Новый капитан-паша, Тагир-Паша, тот самый, который познакомился с нашим флотом в Наварине, стоял в это время с флотом на Босфоре; он известен в турецкой службе, как храбрый офицер, опытный моряк и самый строгий из начальников; и в[204] доме своем, как на флоте, он содержит строгую дисциплину; он собственноручно отрубил голову одной из своих жен, за то что она, неосторожная в своем кокетстве, показала свое лице у окна босфорского киоска проезжавшим франкам.

Со времени принятия им начальства над флотом работы в адмиралтействе производятся с большей деятельностью, и он решился улучить вверенную ему часть. Каждый день было учение на кораблях, а на турецком флоте водится учить матрос у пушек только пред встречей с неприятелем. Но ничего нет забавнее способа вооружать флот пред отправлением в поход. Когда корабли вытянутся на рейд, партии калионджи, флотских солдат, обходят несколько дней улицы Стамбула и Галаты, и набирают команду, по собственному усмотрению, из всех народов подвластных Порте, кроме евреев, которых спасает презрение к ним турок. Бедные лавочники, ремесленники, служители и промышленники всех родов ловятся наборщиками как звери среди Стамбула, и если не могут выручиться деньгами или протекцией какого[205] нибудь вельможи, никакие просьбы, ни самая явная их неспособность к морской службе, не могут их избавить; им связывают руки и посылают на корабли. По окончании ком-паши они возвращаются к прежним занятиям. Можно вообразить себе какое живописное зрелище представляет экипаж военного корабля при необыкновенной пестроте костюмов и физиономий, при смеси стольких языков. Притом турецкие корабли должны иметь команды вдвое против обыкновенного, чтобы в случае чумы, а она почти постоянно свирепствует на флоте, все таки оставалось довольно народа. Стопушечный адмиральский корабль, на коем нас принял капитан-Паша, имел до 2300 человек команды.

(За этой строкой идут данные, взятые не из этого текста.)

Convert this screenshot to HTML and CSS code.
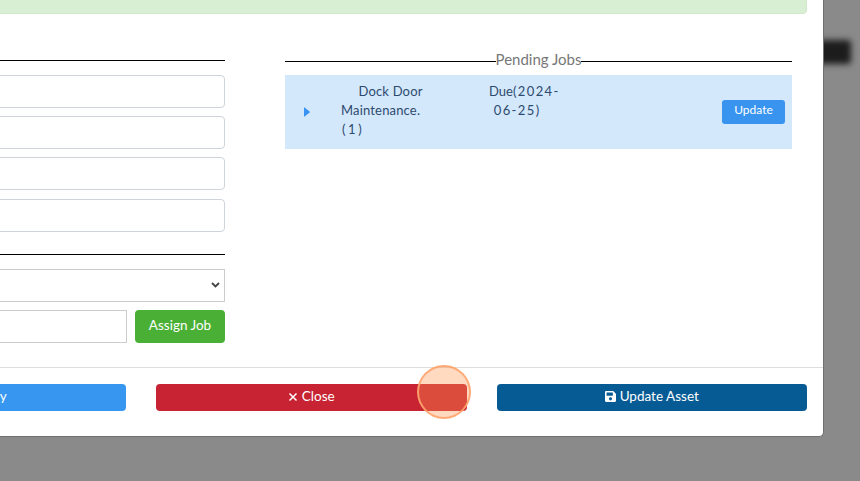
FILE: index.html
```html
<!DOCTYPE html>
<html lang="en">
<head>
<meta charset="utf-8">
<title>Update Asset</title>
<link rel="stylesheet" href="styles.css">
</head>
<body>
<div class="stage">
  <div class="behind"></div>
  <div class="modal">
    <div class="alert"></div>
    <div class="columns">
      <div class="col">
        <div class="rule"></div>
        <div class="fields">
          <input class="field" type="text">
          <input class="field" type="text">
          <input class="field" type="text">
          <input class="field" type="text">
        </div>
        <div class="rule rule-second"></div>
        <select class="picker"><option></option></select>
        <div class="assign">
          <input class="assign-input" type="text">
          <button class="btn btn-green" type="button">Assign Job</button>
        </div>
      </div>
      <div class="col">
        <div class="legend"><span class="legend-text">Pending Jobs</span></div>
        <div class="job">
          <svg class="caret" viewBox="0 0 6 10"><path d="M0.6 0.4 L5.6 4.4 Q6 5 5.6 5.6 L0.6 9.6 Q0 10 0 9 V1 Q0 0 0.6 0.4Z"/></svg>
          <div class="job-name">     Dock Door
Maintenance.
<span class="count">(1)</span></div>
          <div class="job-due">Due<span class="wide">(2024-
 06-25)</span></div>
          <button class="btn btn-small" type="button">Update</button>
        </div>
      </div>
    </div>
    <div class="footer">
      <button class="btn btn-foot btn-blue" type="button">Add Inventory</button>
      <button class="btn btn-foot btn-red" type="button"><svg class="times" viewBox="0 0 10 10"><path d="M1.5 1.5 L8.5 8.5 M8.5 1.5 L1.5 8.5"/></svg> Close</button>
      <button class="btn btn-foot btn-navy" type="button"><svg class="save" viewBox="0 0 448 512"><path d="M433.941 129.941l-83.882-83.882A48 48 0 0 0 316.118 32H48C21.49 32 0 53.49 0 80v352c0 26.51 21.49 48 48 48h352c26.51 0 48-21.49 48-48V163.882a48 48 0 0 0-14.059-33.941zM224 416c-35.346 0-64-28.654-64-64 0-35.346 28.654-64 64-64s64 28.654 64 64c0 35.346-28.654 64-64 64zm96-304.52V212c0 6.627-5.373 12-12 12H76c-6.627 0-12-5.373-12-12V108c0-6.627 5.373-12 12-12h228.52c3.183 0 6.235 1.264 8.485 3.515l3.48 3.48A11.996 11.996 0 0 1 320 111.48z"/></svg> Update Asset</button>
    </div>
  </div>
  <div class="click-mark"></div>
</div>
</body>
</html>
```
FILE: styles.css
```css
* { box-sizing: border-box; }
html, body { margin: 0; padding: 0; height: 100%; }
body { background: #8a8a8a; overflow: hidden; font-family: Lato, "Noto Sans", sans-serif; }
.stage { position: relative; width: 860px; height: 481px; overflow: hidden; }
.behind { position: absolute; left: 815px; top: 40px; width: 36px; height: 24px; background: #1c1c1c; border-radius: 3px; filter: blur(3px); }
.modal { position: relative; width: 1137px; height: 457px; margin: -20px 0 0 -313px; background: #fff; border-right: 1px solid #707070; border-bottom: 1px solid #707070; border-radius: 0 0 5px 0; display: flex; flex-direction: column; }
.alert { height: 34px; margin: 0 16px; background: #d8efd3; border: 1px solid #d0e9c9; border-radius: 0 0 4px 4px; flex: none; }
.columns { display: grid; grid-template-columns: 507px 507px; column-gap: 60px; padding: 36px 0 0 31px; flex: 1; }
.rule { height: 1px; margin-top: 10px; background: #000; }
.rule-second { margin-top: 22px; }
.fields { display: flex; flex-direction: column; gap: 8.2px; margin-top: 14px; }
.field { display: block; width: 100%; height: 33px; border: 1px solid #ced4da; border-radius: 4px; background: #fff; }
.picker { display: block; width: 100%; height: 33px; margin-top: 14px; border: 1px solid #ccc; border-radius: 0; appearance: none; background: #fff url("data:image/svg+xml,%3Csvg xmlns='http://www.w3.org/2000/svg' viewBox='0 0 9 6'%3E%3Cpath d='M1 1l3.5 3.5L8 1' fill='none' stroke='%23444' stroke-width='1.8'/%3E%3C/svg%3E") no-repeat right 4px center / 9px 6px; }
.assign { display: flex; gap: 8px; margin-top: 8px; }
.assign-input { flex: 1; min-width: 0; height: 33px; border: 1px solid #ccc; border-radius: 0; }
.legend { display: flex; align-items: center; height: 21px; color: #777; font-size: 15px; }
.legend::before, .legend::after { content: ""; flex: 1; height: 1px; background: #000; margin-top: 1px; }
.legend-text { padding-bottom: 4px; }
.job { display: flex; align-items: center; height: 74px; margin-top: 4px; background: #d4e8fc; color: #2d4a6e; font-size: 13px; line-height: 19px; }
.caret { width: 6px; height: 10px; margin-left: 19px; fill: #3a93ee; flex: none; }
.job-name { white-space: pre; margin: -4px 0 0 31px; width: 148px; flex: none; letter-spacing: 0.17px; }
.job-due { white-space: pre; margin-top: -23px; flex: 1; }
.wide { letter-spacing: 1.4px; }
.count { letter-spacing: 2.6px; padding-left: 1px; }
.btn { border: 0; color: #fff; font-family: inherit; font-size: 13px; cursor: pointer; }
.btn-green { width: 90px; height: 33px; padding: 0 0 3px; background: #4ab035; border-radius: 4px; font-size: 13.5px; flex: none; }
.btn-small { width: 63px; height: 24px; margin-right: 7px; padding: 0 0 5px; background: #3894ee; border-radius: 3px; font-size: 12px; flex: none; }
.footer { flex: none; height: 69px; border-top: 1px solid #dedede; display: flex; justify-content: flex-end; gap: 30px; padding: 16px 16px 0 0; }
.btn-foot { width: 311px; height: 27px; padding: 0 0 3px; border-radius: 4px; font-size: 13.5px; }
.btn-blue { background: #3797f0; padding-right: 12px; }
.btn-red { background: #c72333; }
.btn-navy { background: #075b94; width: 310px; }
.save { width: 11px; height: 13px; fill: #fff; vertical-align: -2px; }
.times { width: 10px; height: 10px; fill: none; stroke: #fff; stroke-width: 1.5; vertical-align: -1px; }
.click-mark { position: absolute; left: 417px; top: 365px; width: 54px; height: 54px; border-radius: 50%; background: rgba(255, 150, 80, 0.36); border: 2px solid rgba(255, 165, 110, 0.9); }
```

Об отправлении корабельной службы и говорить нечего; обыкновенно первые уроки начинаются на рейде тем, что офицеры, разделив толпу по мачтам, и послав на ванты тех, которые имели уже случай получить практику в прежних походах, привешивают ко всякой веревке на палубе разные овощи и фрукты, и когда например нужно скомандовать: м арса-фал отдай, фока-шкот крепи, они[206] кричат в рупор, капусту отдай, репу крепи, и т. д. толпа узнает по знакомым вывескам каждую веревку, и унтер-офицеры только заняты тем, чтобы одушевлять ее рвение, и придавать более жизни и деятельности этой картине обильным градом палочных ударов. После этого нельзя упрекать капитан-пашей, что они имеют обыкновение в последнюю четверть луны, и в известные эпохи бурных ветров заходить в Порты, и совершают свое обычное годовое плавание от Босфора до Циклад в три месяца.

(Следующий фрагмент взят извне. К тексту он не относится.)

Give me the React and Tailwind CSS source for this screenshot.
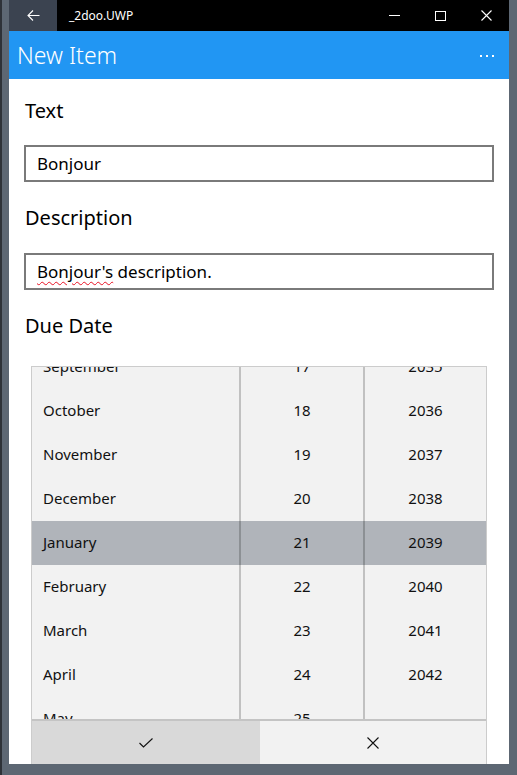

В прежние годы Идра и Специя, находясь в подданстве Порты, были обязаны вместо пошлины посылать ежегодно в Стамбул известное число моряков, для службы на султанском флоте, и они-то были боцманами и распоряжались маневрами; когда их не стало, флот нашелся в самом затруднительном положении; беспрерывные его несчастие не дали образоваться матросам, и правоверные флота плавали по воле Аллаха, истреблялись огнем брандеров, и разбивались точно так как было написано в книге предопределения.

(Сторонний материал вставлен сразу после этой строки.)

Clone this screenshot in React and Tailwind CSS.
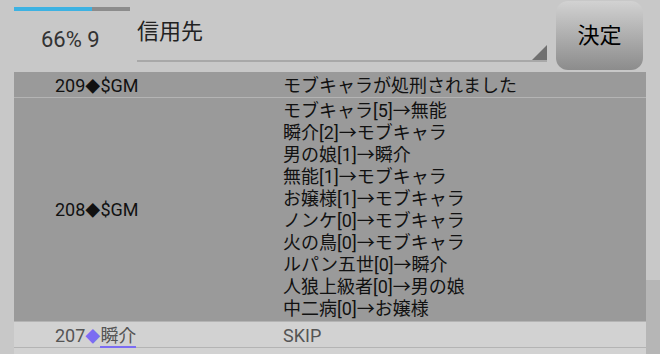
const LINES = [
  "モブキャラ[5]→無能",
  "瞬介[2]→モブキャラ",
  "男の娘[1]→瞬介",
  "無能[1]→モブキャラ",
  "お嬢様[1]→モブキャラ",
  "ノンケ[0]→モブキャラ",
  "火の鳥[0]→モブキャラ",
  "ルパン五世[0]→瞬介",
  "人狼上級者[0]→男の娘",
  "中二病[0]→お嬢様",
];

export default function App() {
  return (
    <div
      className="w-[660px] h-[354px] overflow-hidden bg-[#c8c8c8] relative"
      style={{ fontFamily: "Roboto, 'Noto Sans CJK JP', sans-serif" }}
    >
      {/* header */}
      <div className="flex h-[72px]">
        <div className="w-[137px] pl-[14px] pt-[7px]">
          <div className="flex w-[116px] h-[4px] bg-[#8c8c8c]">
            <div className="w-[78px] bg-[#3db2e2]" />
          </div>
          <div className="pl-[27px] pt-[14px] text-[22px] leading-[30px] text-[#333]">66% 9</div>
        </div>
        <div className="w-[410px] relative h-[62px] border-b-2 border-[#a8a8a8]">
          <div className="pt-[17px] text-[22px] leading-[30px] text-[#222]">信用先</div>
          <svg className="absolute right-0 bottom-0" width="15" height="15" viewBox="0 0 15 15">
            <polygon points="15,0 15,15 0,15" fill="#707070" />
          </svg>
        </div>
        <div className="ml-[9px] mt-[1px] w-[87px] h-[69px] rounded-[12px] bg-gradient-to-b from-[#d2d2d2] to-[#8c8c8c] flex items-center justify-center text-[22px] text-black">
          決定
        </div>
      </div>

      {/* table */}
      <div className="mx-[14px] text-[18px] text-[#111]">
        <div className="grid grid-cols-[269px_1fr] h-[26px] items-center bg-[#9a9a9a] border-b border-[#b4b4b4]">
          <div className="pl-[41px]">
            209<span className="text-[15px]">◆</span>$GM
          </div>
          <div>モブキャラが処刑されました</div>
        </div>
        <div className="grid grid-cols-[269px_1fr] items-center bg-[#9a9a9a] py-[1px] h-[224px] border-b border-[#b4b4b4]">
          <div className="pl-[41px]">
            208<span className="text-[15px]">◆</span>$GM
          </div>
          <div className="leading-[22px]">
            {LINES.map((l) => (
              <div key={l}>{l}</div>
            ))}
          </div>
        </div>
        <div className="grid grid-cols-[269px_1fr] h-[26px] items-center bg-[#d2d2d2] border-b border-[#b4b4b4] text-[#555]">
          <div className="pl-[41px]">
            207<span className="text-[15px] text-[#7b6cf2]">◆</span>
            <span className="border-b-2 border-[#7b6cf2]">瞬介</span>
          </div>
          <div>SKIP</div>
        </div>
        <div className="h-[20px] bg-[#d2d2d2]" />
      </div>
      <div className="absolute right-0 top-[280px] w-[14px] h-[74px] bg-[#b6b6b6]" />
    </div>
  );
}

Турки еще в блистательнейшую эпоху их[207] оружия, после Лепантской битвы, поняли что Пророк, даровав им землю, оставил море для неверных. Но видя в истории беспрерывные их бедствия на море, нельзя не удивляться постоянным усилиям султанов для сооружения флота, и средствам, которые находили они в своей Империя. И теперь, после четырех несчастных экспедиций против греков, после совершенного истребления Наваринского флота, при расстройстве финансов, грозная армада носит флаги трех адмиралов; наружная ее опрятность и стройность, блеск бронзовых орудий, на коих играет солнце, и бесконечно широкие алые флаги с огненным отражением в волнах, производят самый живописный эффект на Босфоре.

Красивая форма турецких кораблей, и особенно одного корвета и 130-пушечного корабля Махмудиэ, на коем развивается флаг генерал-адмирала, приводят в удивление европейских морских офицеров. Корвет построен в Америке, а Махмудиэ и лучшие корабли в Стамбуле, под руководством французских, английских и американских инженеров. Американец, занятый теперь постройками в[208] адмиралтействе с особенным удовольствием показывал нам свои новые работы; он строит теперь 130-пушечный корабль, в три палубы, 74-пушечный фрегат, первый в мире по своим колоссальным размерам, готовится на постройку корабля в 150 пушек, и не может нахвалиться морским управлением Турции, потому что, получив однажды к нему доверенность, позволяют ему теперь строить, что хочет и как он хочет, и приводить в исполнение все свои проекты, ни сколько не входя в разбор его чертежей.